**Required work:** Render the material again word for word, skipping the pictures in it.
---
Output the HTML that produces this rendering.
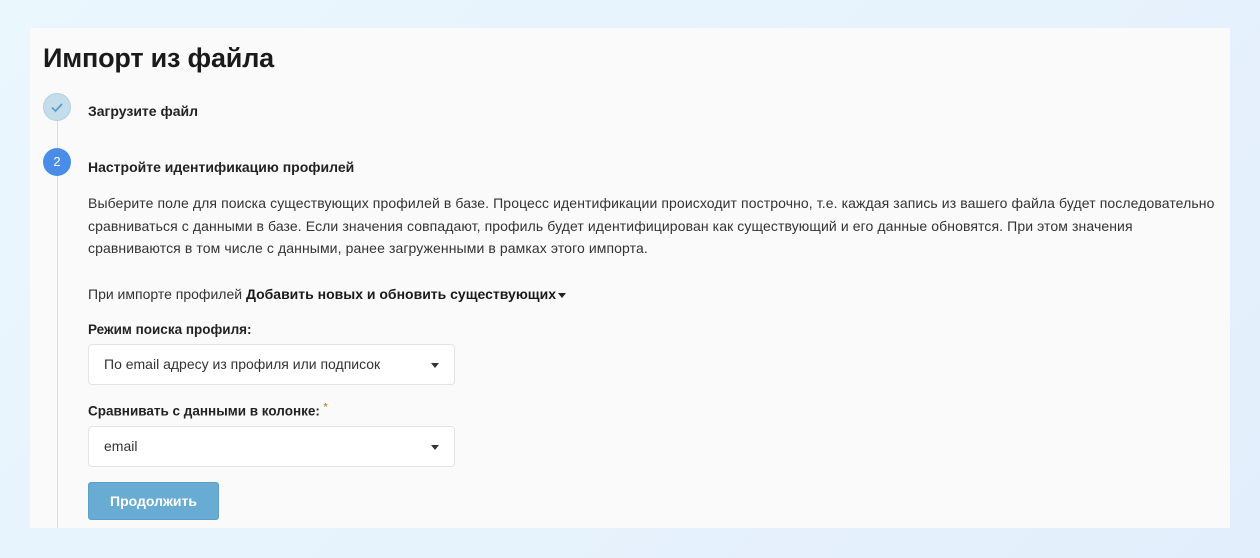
<!DOCTYPE html>
<html><head><meta charset="utf-8"><style>
*{margin:0;padding:0;box-sizing:border-box}
body{width:1260px;height:558px;overflow:hidden;background:linear-gradient(135deg,#eaf7fd,#e3eefc);font-family:"Liberation Sans","DejaVu Sans",sans-serif;color:#222;position:relative}
.card{position:absolute;left:30px;top:28px;width:1200px;height:500px;background:#fafafa;overflow:hidden}
.abs{position:absolute;white-space:nowrap}
h1{position:absolute;left:13px;top:15px;font-size:27px;font-weight:bold;color:#1a1a1a;letter-spacing:-0.2px}
.line{position:absolute;left:27px;top:80px;width:1px;height:420px;background:#ddd}
.c{position:absolute;width:28px;height:28px;border-radius:50%;left:13px}
.b{font-weight:bold;font-size:14px}
.p{font-size:14px;line-height:22.5px;color:#333;letter-spacing:0.1px}
.sel{position:absolute;left:58px;width:367px;height:41px;background:#fff;border:1px solid #e3e3e3;border-radius:4px;font-size:14px;padding-left:15px;line-height:39px;color:#333}
.sel:after{content:"";position:absolute;right:15px;top:18px;border-left:4.5px solid transparent;border-right:4.5px solid transparent;border-top:5px solid #333}
</style></head><body>
<div class="card">
<h1>Импорт из файла</h1>
<div class="line"></div>
<div class="c" style="top:65px;background:#c5dcea;border:1px solid #b3d0e2"><svg width="28" height="28" style="position:absolute;left:-1px;top:-1px"><path d="M9 14.5l3.5 3.5 6.5-7" fill="none" stroke="#5a9ccc" stroke-width="1.8"/></svg></div>
<div class="abs b" style="left:58px;top:75px">Загрузите файл</div>
<div class="c" style="top:120px;background:#4a8de8;color:#fff;font-size:13px;text-align:center;line-height:28px">2</div>
<div class="abs b" style="left:58px;top:131px">Настройте идентификацию профилей</div>
<div class="abs p" style="left:58px;top:164px">Выберите поле для поиска существующих профилей в базе. Процесс идентификации происходит построчно, т.е. каждая запись из вашего файла будет последовательно<br>сравниваться с данными в базе. Если значения совпадают, профиль будет идентифицирован как существующий и его данные обновятся. При этом значения<br>сравниваются в том числе с данными, ранее загруженными в рамках этого импорта.</div>
<div class="abs" style="left:58px;top:258px;font-size:14px;color:#333">При импорте профилей <b style="color:#1a1a1a">Добавить новых и обновить существующих</b><span style="display:inline-block;margin-left:2px;vertical-align:middle;border-left:4px solid transparent;border-right:4px solid transparent;border-top:5px solid #222"></span></div>
<div class="abs b" style="left:58px;top:294px;font-size:13.5px">Режим поиска профиля:</div>
<div class="sel" style="top:316px">По email адресу из профиля или подписок</div>
<div class="abs b" style="left:58px;top:374px;font-size:13.5px">Сравнивать с данными в колонке: <sup style="color:#c8864a;font-size:10px">*</sup></div>
<div class="sel" style="top:398px">email</div>
<div class="abs" style="left:58px;top:454px;width:131px;height:38px;background:#68abd3;border:1px solid #5c9fc8;border-radius:3px;color:#fff;font-weight:bold;font-size:14px;text-align:center;line-height:36px">Продолжить</div>
</div>
</body></html>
---
**Complete response:**
Output the HTML that produces this rendering.
<!DOCTYPE html>
<html><head><meta charset="utf-8"><style>
*{margin:0;padding:0;box-sizing:border-box}
body{width:1260px;height:558px;overflow:hidden;background:linear-gradient(135deg,#eaf7fd,#e3eefc);font-family:"Liberation Sans","DejaVu Sans",sans-serif;color:#222;position:relative}
.card{position:absolute;left:30px;top:28px;width:1200px;height:500px;background:#fafafa;overflow:hidden}
.abs{position:absolute;white-space:nowrap}
h1{position:absolute;left:13px;top:15px;font-size:27px;font-weight:bold;color:#1a1a1a;letter-spacing:-0.2px}
.line{position:absolute;left:27px;top:80px;width:1px;height:420px;background:#ddd}
.c{position:absolute;width:28px;height:28px;border-radius:50%;left:13px}
.b{font-weight:bold;font-size:14px}
.p{font-size:14px;line-height:22.5px;color:#333;letter-spacing:0.1px}
.sel{position:absolute;left:58px;width:367px;height:41px;background:#fff;border:1px solid #e3e3e3;border-radius:4px;font-size:14px;padding-left:15px;line-height:39px;color:#333}
.sel:after{content:"";position:absolute;right:15px;top:18px;border-left:4.5px solid transparent;border-right:4.5px solid transparent;border-top:5px solid #333}
</style></head><body>
<div class="card">
<h1>Импорт из файла</h1>
<div class="line"></div>
<div class="c" style="top:65px;background:#c5dcea;border:1px solid #b3d0e2"><svg width="28" height="28" style="position:absolute;left:-1px;top:-1px"><path d="M9 14.5l3.5 3.5 6.5-7" fill="none" stroke="#5a9ccc" stroke-width="1.8"/></svg></div>
<div class="abs b" style="left:58px;top:75px">Загрузите файл</div>
<div class="c" style="top:120px;background:#4a8de8;color:#fff;font-size:13px;text-align:center;line-height:28px">2</div>
<div class="abs b" style="left:58px;top:131px">Настройте идентификацию профилей</div>
<div class="abs p" style="left:58px;top:164px">Выберите поле для поиска существующих профилей в базе. Процесс идентификации происходит построчно, т.е. каждая запись из вашего файла будет последовательно<br>сравниваться с данными в базе. Если значения совпадают, профиль будет идентифицирован как существующий и его данные обновятся. При этом значения<br>сравниваются в том числе с данными, ранее загруженными в рамках этого импорта.</div>
<div class="abs" style="left:58px;top:258px;font-size:14px;color:#333">При импорте профилей <b style="color:#1a1a1a">Добавить новых и обновить существующих</b><span style="display:inline-block;margin-left:2px;vertical-align:middle;border-left:4px solid transparent;border-right:4px solid transparent;border-top:5px solid #222"></span></div>
<div class="abs b" style="left:58px;top:294px;font-size:13.5px">Режим поиска профиля:</div>
<div class="sel" style="top:316px">По email адресу из профиля или подписок</div>
<div class="abs b" style="left:58px;top:374px;font-size:13.5px">Сравнивать с данными в колонке: <sup style="color:#c8864a;font-size:10px">*</sup></div>
<div class="sel" style="top:398px">email</div>
<div class="abs" style="left:58px;top:454px;width:131px;height:38px;background:#68abd3;border:1px solid #5c9fc8;border-radius:3px;color:#fff;font-weight:bold;font-size:14px;text-align:center;line-height:36px">Продолжить</div>
</div>
</body></html>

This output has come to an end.